Submission of witness testimony will become significantly easier under the new rules. Prior to the rule changes, the parties were allowed to offer testimony only through live depositions unless otherwise agreed by the parties. Under the new rules, the parties can unilaterally submit witness testimony by affidavit. If, however, the opposing party wishes to cross-examine the affiant, an in-person deposition will be required.

While this change may make offering witness testimony less costly and more convenient for the parties, thereby also making the trial procedure more efficient, this change does not make the TTAB procedure more consistent with the FRCP and is somewhat surprising in the wake of the Supreme Court’s 2015 ruling in B&B Hardware, Inc. v. Hargis Industries, Inc., 135 S. Ct. 1293 (2015), which held that a result in a TTAB proceeding can be binding in federal court: “[s]o long as the other ordinary elements of issue preclusion are met, when the usages adjudicated by the Trademark Trial and Appeal Board are materially the same as those before a district court, issue preclusion should apply.”

3.  Service and Electronic filing

Under the new rules, all filings with the TTAB must be submitted electronically through its Electronic System for Trademark Trials and Appeals (ESTTA), unless excused via Petition to Director of the USPTO. Although electronic filing is currently widely used, the new rules will make it mandatory and uniform. In addition, all TTAB filings and other papers must be served between parties by email (service by mail will no longer be allowed). Because extra time for responses served by mail is no longer necessary, the Board is removing the five additional days for responses served by mail.  
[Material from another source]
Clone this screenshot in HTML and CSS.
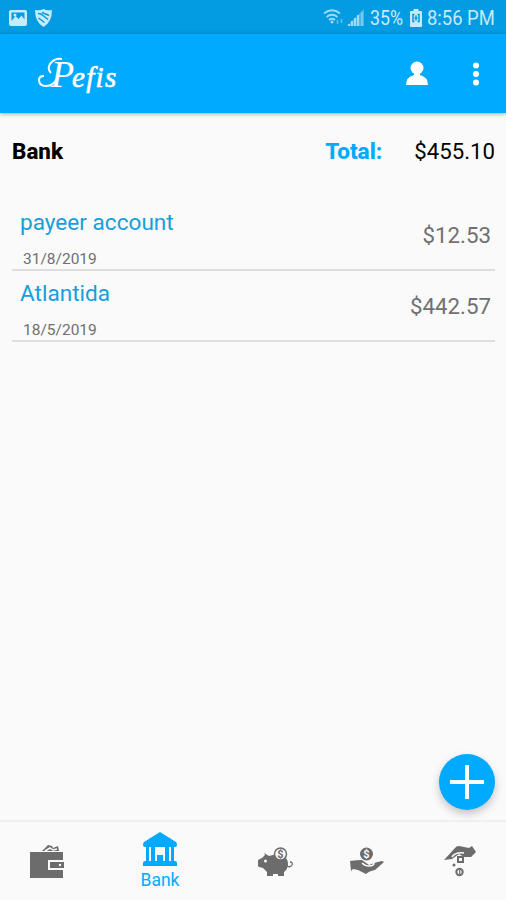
FILE: index.html
```html
<!doctype html>
<html lang="en">
<head>
  <meta charset="UTF-8" />
  <meta name="viewport" content="width=device-width, initial-scale=1.0" />
  <title>Pefis - Bank</title>
  <link rel="stylesheet" href="styles.css">
</head>
<body>
  <div class="app">
    <div class="status-bar">
      <svg class="status-photo" width="18" height="16" viewBox="0 0 18 16">
        <path fill="currentColor" fill-rule="evenodd" d="M2 0h14q2 0 2 2v12q0 2-2 2H2q-2 0-2-2V2Q0 0 2 0zM2.500 2.500V11L6.500 6l3 3 3-3.500 3 4V2.500z" />
        <circle cx="6" cy="5" r="1.500" fill="currentColor" />
      </svg>
      <svg class="status-shield" width="17" height="18" viewBox="0 0 17 18">
        <path fill="currentColor" d="M0 1Q5 2 8.500 0 12 2 17 1 17 13 8.500 18 0 13 0 1z" />
        <path class="cutout" d="M3 4.500q3 0 5 2l5 4M7 3.500l7 3M3.500 9l6 4.500" />
      </svg>
      <div class="status-right">
        <svg width="21" height="17" viewBox="0 0 21 17" fill="none" stroke="currentColor" stroke-width="1.700" opacity=".8">
          <path d="M1 4.500Q9 -2 17 4.500M3.500 8Q9 3.500 14.500 8M6 11Q9 8.500 12 11" />
          <circle cx="9" cy="13" r="1.500" fill="currentColor" stroke="none" />
          <path d="M14.500 15v-4M18.500 10v4" opacity=".55" />
        </svg>
        <svg class="status-signal" width="17" height="17" viewBox="0 0 17 17" fill="currentColor" opacity=".8">
          <path opacity=".45" d="M17 0v17H0z" />
          <path d="M1 15h2v2H1zM4 12h2v5H4zM7 9h2v8H7zM10 6h2v11h-2z" />
          <path opacity=".5" d="M14 3h2v14h-2z" />
        </svg>
        <span class="status-percent">35%</span>
        <svg class="status-battery" width="12" height="18" viewBox="0 0 12 18">
          <path fill="currentColor" d="M3.500 0h5v2H11q1 0 1 1v14q0 1-1 1H1q-1 0-1-1V3q0-1 1-1h2.500z" />
          <path class="cutout" d="M4.500 5.500H3v7h1.500M7.500 5.500H9v7H7.500M6 6.500v5M4.500 9h3" />
        </svg>
        <span class="status-time">8:56 PM</span>
      </div>
    </div>

    <header>
      <h1 class="logo">
        <svg class="logo-swash" width="37" height="32" viewBox="0 0 37 32">
          <path d="M13 16Q9 12 12 7 16 1 24 2M20 20Q16 29 8 29 1 29 1 23q0-4 5-4" />
        </svg>
        <span class="logo-initial">P</span><span class="logo-rest">efis</span>
      </h1>
      <button class="icon-btn user-btn" aria-label="Profile">
        <svg width="22" height="24" viewBox="0 0 22 24" fill="currentColor">
          <circle cx="11" cy="7" r="6.500" />
          <path d="M8 11h6v3q8 2 8 10H0q0-8 8-10z" />
        </svg>
      </button>
      <button class="icon-btn" aria-label="More options">
        <svg width="6" height="24" viewBox="0 0 6 24" fill="currentColor">
          <circle cx="3" cy="3.500" r="3" />
          <circle cx="3" cy="12" r="3" />
          <circle cx="3" cy="20.500" r="3" />
        </svg>
      </button>
    </header>

    <main>
      <div class="summary">
        <h2>Bank</h2>
        <span class="total-label">Total:</span>
        <span class="total">$455.10</span>
      </div>

      <ul class="accounts">
        <li>
          <div>
            <div class="account-name">payeer account</div>
            <div class="account-date">31/8/2019</div>
          </div>
          <span class="amount">$12.53</span>
        </li>
        <li>
          <div>
            <div class="account-name">Atlantida</div>
            <div class="account-date">18/5/2019</div>
          </div>
          <span class="amount">$442.57</span>
        </li>
      </ul>
    </main>

    <nav>
      <a class="nav-item">
        <svg width="34" height="34" viewBox="0 0 34 34" fill="currentColor">
          <path d="M12 7l6-6 4 1 1 2 5-2 1 5z" />
          <path class="line" d="M15 7l5-3 3 2 4-1" />
          <path d="M0 8h33v8H18v10h15v8H0z" />
          <path d="M20 18h14v6H20z" />
          <circle class="hole" cx="30" cy="21" r="1.200" />
        </svg>
      </a>
      <a class="nav-item active">
        <svg width="34" height="35" viewBox="0 0 34 35" fill="currentColor">
          <path d="M17 0l16 10q1 1 1 3 0 2-2 2H2q-2 0-2-2 0-2 1-3z" />
          <path d="M3 15h3v14H3zM8 15h4v14H8zM22 15h4v14h-4zM28 15h3v14h-3zM14 23h6v6h-6z" />
          <path d="M2 29h30q2 0 2 2v3H0v-3q0-2 2-2z" />
        </svg>
        <span>Bank</span>
      </a>
      <a class="nav-item">
        <svg class="piggy" width="35" height="32" viewBox="0 0 35 32" fill="currentColor">
          <path d="M6 6l5 3q6-2 11-1 8 2 8 9 0 5-4 8v4h-6v-2h-5v2H9v-4l-4-4-4-1-1-1v-6l4-2 3-3z" />
          <path d="M29 19q3 2 5-1 1-3-2-3" fill="none" stroke="currentColor" stroke-width="1.300" />
          <circle class="hole" cx="7.500" cy="14" r="1.500" />
          <circle class="coin" cx="22.500" cy="7" r="6" />
          <text class="coin-text" x="22.500" y="11">$</text>
        </svg>
      </a>
      <a class="nav-item">
        <svg class="hand-up" width="34" height="27" viewBox="0 0 34 27" fill="currentColor">
          <path d="M0 14q7-1 12-1l7 5q7-3 13-4l2 1-9 8q-6 1-9 4l-8-4-5-1-2 2z" />
          <path class="line" d="M12 16q3 3 7 3 5 0 5-3" />
          <circle cx="16.500" cy="7" r="6.500" />
          <text class="coin-text light" x="16.500" y="11">$</text>
        </svg>
      </a>
      <a class="nav-item">
        <svg width="32" height="34" viewBox="0 0 32 34" fill="currentColor">
          <path d="M0 16L11 4q1-2 4-2l10 2 3-2 4 6-5 5h-7l-5-3-7 5z" />
          <path class="line" d="M8 13q3-5 12-4" />
          <rect x="14" y="13" width="5" height="5" fill="var(--background-color)" stroke="currentColor" stroke-width="2" />
          <circle cx="10" cy="21" r="1.500" />
          <circle cx="15.500" cy="28" r="3.200" fill="none" stroke="currentColor" stroke-width="2" />
          <path d="M15 26h1.300v4H15z" />
        </svg>
      </a>
    </nav>

    <button class="fab" aria-label="Add account">
      <svg width="34" height="34" viewBox="0 0 34 34">
        <path d="M17 0v34M0 17h34" stroke="currentColor" stroke-width="4" />
      </svg>
    </button>
  </div>
</body>
</html>
```

FILE: styles.css
```css
:root {
  --primary-color: #00aaff;
  --status-color: #039be1;
  --background-color: #fafafa;
  --icon-color: #6c6c6c;
}

* {
  box-sizing: border-box;
}

body {
  margin: 0;
  font-family: Roboto, sans-serif;
  background-color: var(--background-color);
  color: #111;
}

svg {
  display: block;
  flex-shrink: 0;
}

button {
  border: none;
  padding: 0;
  background: none;
  color: inherit;
  cursor: pointer;
}

.app {
  position: relative;
  display: flex;
  flex-direction: column;
  height: 900px;
  overflow: hidden;
}

.status-bar {
  display: flex;
  align-items: center;
  height: 34px;
  padding: 1px 11px 0 9px;
  background-color: var(--status-color);
  color: #c6ebfc;
}

.status-shield {
  margin-left: 8px;
}

.cutout {
  fill: none;
  stroke: var(--status-color);
  stroke-width: 1.5;
}

.status-right {
  display: flex;
  align-items: center;
  margin-left: auto;
  font-size: 20px;
}

.status-signal {
  margin-left: 3px;
}

.status-percent,
.status-time {
  white-space: nowrap;
  transform: scaleX(0.92);
  transform-origin: left;
}

.status-percent {
  width: 34px;
  margin-left: 6px;
  transform: scaleX(0.89);
}

.status-battery {
  margin-left: 6px;
}

.status-time {
  width: 68px;
  margin-left: 5px;
}

header {
  display: flex;
  align-items: center;
  height: 79px;
  padding: 0 27px 0 38px;
  background-color: var(--primary-color);
  color: #fff;
  box-shadow: 0 1px 4px rgba(0, 0, 0, 0.35);
}

.logo {
  position: relative;
  display: flex;
  align-items: baseline;
  margin: 3px auto 0 0;
  padding-left: 13px;
  font-family: "Liberation Serif", serif;
  font-style: italic;
  font-weight: normal;
  line-height: 40px;
}

.logo-swash {
  position: absolute;
  top: 3px;
  left: 0;
  fill: none;
  stroke: currentColor;
  stroke-width: 2;
}

.logo-initial {
  width: 21px;
  font-size: 38px;
}

.logo-rest {
  font-size: 29px;
  letter-spacing: 1.3px;
  -webkit-text-stroke: 0.6px currentColor;
}

.user-btn {
  margin: -2px 45px 0 0;
}

main {
  flex: 1;
  padding: 0 11px 0 12px;
}

.summary {
  display: flex;
  align-items: baseline;
  height: 77px;
  padding-top: 25px;
  color: #000;
  font-size: 22.2px;
}

.summary h2 {
  margin: 0 auto 0 0;
  font-size: 22.4px;
  font-weight: 800;
}

.total-label {
  margin-right: 32px;
  color: var(--primary-color);
  font-size: 22.6px;
  font-weight: 800;
}

.accounts {
  margin: 10px 0 0;
  padding: 0;
  list-style: none;
}

.accounts li {
  display: flex;
  align-items: flex-end;
  justify-content: space-between;
  height: 71px;
  padding: 0 4px 0 8px;
  border-bottom: 2px solid #dedede;
}

.account-name {
  color: #159fdc;
  font-size: 22.6px;
  line-height: 30px;
}

.account-date {
  margin: 10px 0 -1px 3px;
  color: #6f6f6f;
  font-size: 15.5px;
  line-height: 22px;
}

.amount {
  margin-bottom: 19px;
  color: #707070;
  font-size: 22.3px;
  line-height: 30px;
}

nav {
  display: flex;
  height: 80px;
  border-top: 2px solid #f0f0f0;
}

.nav-item {
  display: flex;
  flex: 0 0 93px;
  flex-direction: column;
  align-items: center;
  justify-content: center;
  color: var(--icon-color);
}

.nav-item.active {
  flex-basis: 134px;
  color: var(--primary-color);
  font-size: 17.5px;
  line-height: 22px;
}

.active span {
  margin-top: 2px;
}

.piggy {
  margin: 3px 0 0 3px;
}

.hand-up {
  margin: 0 0 1px 1px;
}

.line {
  fill: none;
  stroke: var(--background-color);
  stroke-width: 1.5;
}

.hole {
  fill: var(--background-color);
}

.coin {
  fill: var(--background-color);
  stroke: currentColor;
  stroke-width: 1.5;
}

.coin-text {
  font-size: 11px;
  font-weight: bold;
  text-anchor: middle;
}

.coin-text.light {
  fill: var(--background-color);
}

.fab {
  position: absolute;
  right: 11px;
  bottom: 90px;
  display: flex;
  align-items: center;
  justify-content: center;
  width: 56px;
  height: 56px;
  border-radius: 50%;
  background-color: var(--primary-color);
  color: #fff;
  box-shadow: 0 4px 8px rgba(0, 0, 0, 0.22);
}
```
Further, the new rules will shift the responsibility of serving a notice of opposition or petition for cancellation from the plaintiff to the Board. The Board will serve the complaint via a link to the Board’s electronic case filing system, Trademark Trial and Appeal Board Inquiry System (TTABVUE). This will result in cost savings on serving complaints and other papers, and will increase efficiency. If there are any technical difficulties or extraordinary circumstances, the parties may agree to alternate methods of communication or exchange of documents.

Conclusion

The new rules will likely streamline many aspects of the Board proceedings. However, because the deadlines for discovery are set earlier in the proceedings, discovery-related costs may be front-loaded and may be incurred before the parties can settle or resolve issues through motion practice.